George Wallace remembers his four-decade-plus friendship with Saget: "Bob was my friend for more than 42 years," says Wallace. "To truly honor him, fight the sadness and come with the laughter. It was his gift to find humor in darkness. Trust me, he’d already have a joke written about you. He always had a smile, the best smile — I recommended my dentist to him, and the rest is history. We got a chance (in August 2020) to reminisce when I did his podcast (Bob Saget’s Here for You), and we shared some of our favorite moments as we were coming up in comedy in the early days. We also talked about the weight of the world. He was always conscious and wanted to bring mankind forward and help make the world better. We both just wanted to put a smile on people’s faces. Only Bob Saget would go die in the Happiest Place on Earth. Good one, you twisted mofo. Hey, Bob, I’m already missing you. Forward your heaven Hmail.com address ASAP. Love you, my friend!"

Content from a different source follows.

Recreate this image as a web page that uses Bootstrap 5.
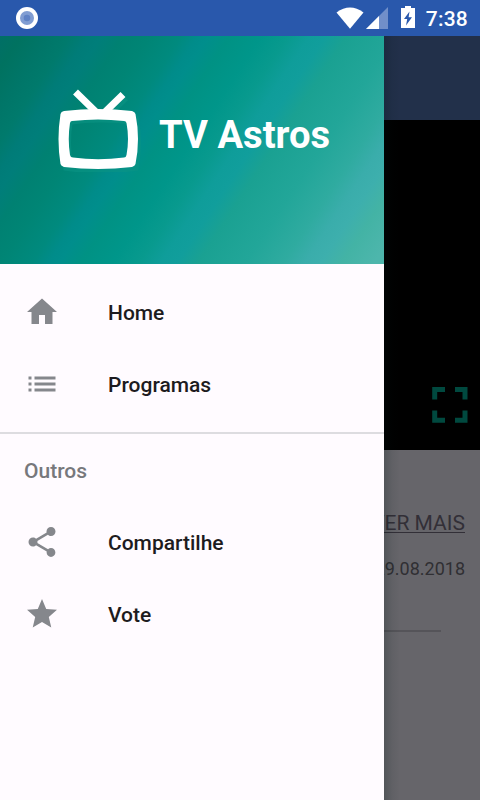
<!DOCTYPE html>
<html lang="pt-BR">
<head>
<meta charset="utf-8">
<meta name="viewport" content="width=device-width, initial-scale=1">
<title>TV Astros</title>
<link href="https://cdn.jsdelivr.net/npm/bootstrap@5.3.0/dist/css/bootstrap.min.css" rel="stylesheet">
<style>
body{font-family:Roboto,"Liberation Sans",sans-serif;background:#66656a;height:800px;overflow:hidden}
.status-bar{height:36px;background:#2958ac;padding:0 12px 0 16px}
.clock{font-size:21px;font-weight:500;line-height:36px;padding-top:1px;margin-left:10px;letter-spacing:.2px}
.screen{height:764px}
.app-bar{height:84px;background:#22304a}
.player{height:330px;background:#000;padding:0 9px 25px 0}
.more-link{font-size:21px;line-height:24px;color:#322f37;text-underline-offset:2px;text-decoration-thickness:1px;letter-spacing:0}
.more-link:hover{color:#322f37}
.date{font-size:18px;line-height:22px;color:#302f33;margin-top:23px}
.details{padding:61px 15px 0 0}
.rule{height:2px;background:#555459;margin:50px 24px 0 39px}
.drawer{width:384px;background:#fffbff;z-index:2}
.drawer::after{content:"";position:absolute;left:100%;top:0;bottom:0;width:16px;background:linear-gradient(90deg,rgba(0,20,20,.2),rgba(0,20,20,.06) 50%,transparent)}
.drawer-header{height:228px;padding-left:54px;background:linear-gradient(123.3deg,#006f66 0,#007260 4%,#007668 9%,#007a6c 13%,#007c78 16.500%,#007e7a 19%,#008172 23%,#008575 28%,#008a7e 34%,#008c8a 37%,#008e8c 39%,#009284 43%,#00968a 49%,#089a8e 54%,#0f9d9a 58%,#119e9c 61%,#1aa192 65%,#22a699 74%,#2faba0 81%,#3aadab 85%,#3dafad 88%,#43b3a5 92%,#4db6ac 98%)}
.brand{font-size:38.200px;font-weight:700;line-height:46px;margin:-30px 0 0 17px;white-space:nowrap;color:#fff}
.tv{margin-top:-41px}
.menu-row{height:72px;padding:3px 0 0 24px;font-size:21px;font-weight:500;color:#1d1b20;text-decoration:none}
.menu-row svg{fill:#85878c;margin-right:48px;flex:none;margin-top:-3px}
.section-title{font-size:21px;font-weight:500;color:#77787c;height:74px;padding:4px 0 0 24px;border-top:2px solid #dddce0}
</style>
</head>
<body>
<header class="status-bar d-flex align-items-center text-white">
  <svg class="me-auto" width="22" height="22" viewBox="0 0 22 22"><circle cx="11" cy="11" r="11" fill="#fff"/><circle cx="11" cy="11" r="7" fill="#819dd2"/><circle cx="11" cy="11" r="3.3" fill="#5f82c5"/></svg>
  <svg width="80" height="36" viewBox="336 0 80 36"><path fill="#fff" d="M336.500 12.500Q350 2.500 363.500 12.500L350 28.800Z"/><path fill="#718fc9" d="M388 7V29H366Z"/><path fill="#fff" d="M379 16V29H366Z"/><path fill="#fff" d="M401 8H405V6H411V8H415V28H401Z"/><path fill="#2958ac" d="M409.500 11.500L404 19H407.200L406 25.500L412 17.300H408.600Z"/></svg>
  <span class="clock">7:38</span>
</header>
<div class="screen position-relative">
  <main>
    <div class="app-bar"></div>
    <div class="player d-flex justify-content-end align-items-end">
      <svg width="42" height="42" viewBox="0 0 42 42" fill="none" stroke="#00493f" stroke-width="5"><path d="M5.700 16.500V6.500H16M26 6.500H36V16.500M36 27.500V37.300H26M16 37.300H5.700V27.500"/></svg>
    </div>
    <section class="details text-end">
      <a class="more-link d-block" href="#">VER MAIS</a>
      <div class="date">29.08.2018</div>
      <div class="rule"></div>
    </section>
  </main>
  <aside class="drawer position-absolute top-0 start-0 h-100">
    <div class="drawer-header d-flex align-items-center">
      <svg class="tv flex-shrink-0" width="88" height="84" viewBox="54 88 88 84">
        <g fill="none" stroke="#0b9585" opacity=".55" transform="translate(3 4)"><path stroke-width="6" d="M75.500 92L97 113M123 94L105 111"/><path stroke-width="10" d="M65 116Q98 111 131 116Q135 139 131 162Q98 167 65 162Q61 139 65 116Z"/></g>
        <path fill="none" stroke="#fff" stroke-width="7" d="M75.500 92L97 113M123 94.500L105 112"/>
        <path fill="#fff" fill-rule="evenodd" d="M64 111Q98 107 132 111Q135 112 135.500 114Q140.500 139 135.500 164Q135 166 132 167Q98 171 64 167Q61 166 60.500 164Q56.500 139 60.500 114Q61 111.500 64 111ZM72 121Q70.500 121 70 123Q67.500 139 70 155Q70.500 157.500 73 157.500Q98 161 124 157.500Q126 157.500 126.500 155Q129.500 139 126.500 123Q126 121 124 121Q98 118 72 121Z"/>
      </svg>
      <div class="brand">TV Astros</div>
    </div>
    <nav>
      <div class="pt-2 pb-2">
        <a class="menu-row d-flex align-items-center mt-1" href="#"><svg width="36" height="36" viewBox="0 0 24 24"><path d="M10 20v-6h4v6h5v-8h3L12 3 2 12h3v8z"/></svg>Home</a>
        <a class="menu-row d-flex align-items-center" href="#"><svg width="36" height="36" viewBox="0 0 24 24"><path d="M3 13h2v-2H3v2zm0 4h2v-2H3v2zm0-8h2V7H3v2zm4 4h14v-2H7v2zm0 4h14v-2H7v2zM7 7v2h14V7H7z"/></svg>Programas</a>
      </div>
      <div class="section-title d-flex align-items-center mt-1">Outros</div>
      <a class="menu-row d-flex align-items-center" href="#"><svg width="36" height="36" viewBox="0 0 24 24"><path d="M18 16.080c-.76 0-1.440.3-1.960.77L8.910 12.700c.05-.23.09-.46.09-.7s-.04-.47-.09-.7l7.050-4.110c.54.5 1.250.81 2.040.81 1.660 0 3-1.340 3-3s-1.340-3-3-3-3 1.340-3 3c0 .24.04.47.09.7L8.040 9.810C7.500 9.310 6.790 9 6 9c-1.660 0-3 1.340-3 3s1.340 3 3 3c.79 0 1.500-.31 2.040-.81l7.120 4.160c-.05.21-.08.43-.08.65 0 1.610 1.310 2.920 2.920 2.920s2.920-1.310 2.920-2.920-1.310-2.920-2.920-2.920z"/></svg>Compartilhe</a>
      <a class="menu-row d-flex align-items-center" href="#"><svg width="36" height="36" viewBox="0 0 24 24"><path d="M12 17.270L18.180 21l-1.640-7.030L22 9.240l-7.190-.61L12 2 9.190 8.630 2 9.240l5.460 4.730L5.820 21z"/></svg>Vote</a>
    </nav>
  </aside>
</div>
<script src="https://cdn.jsdelivr.net/npm/bootstrap@5.3.0/dist/js/bootstrap.bundle.min.js"></script>
</body>
</html>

Tom Bergeron says when he hosted America's Funniest Home Videos, Saget was especially supportive: Saget showed up for AMFV's 20th anniversary and for Bergeron's final day. "It meant the world to me," Bergeron told E.T. of Saget's support. "A couple years prior to that, when the video show was having its 20th anniversary, I said to Vin Di Bona, the executive producer, I said, 'We have to get Bob for that.' So we were already friends at that point and I have to admit, I really worked him hard. I went to one of his Scleroderma Foundation benefits and wooed him a lot. He was still somewhat hesitant and he had a sitcom on ABC briefly ... and the network asked if I would do promos with Bob, which I was happy to do but I figured here's my attempt to blackmail him. So I said, 'All right, Bobby, I will do the promos but you've got to do the 20th anniversary special with me,' and he finally relented and it turned out to be just a wonderful episode that the team titled 'The Summit With Saget.' And I told Bob, I said, 'Listen, look. You just do whatever you do. I will get us to the videos, I will get us to the commercial breaks.' If you see that show, you see me just laughing, just spending the hour just enjoying that lovable lunatic that he was."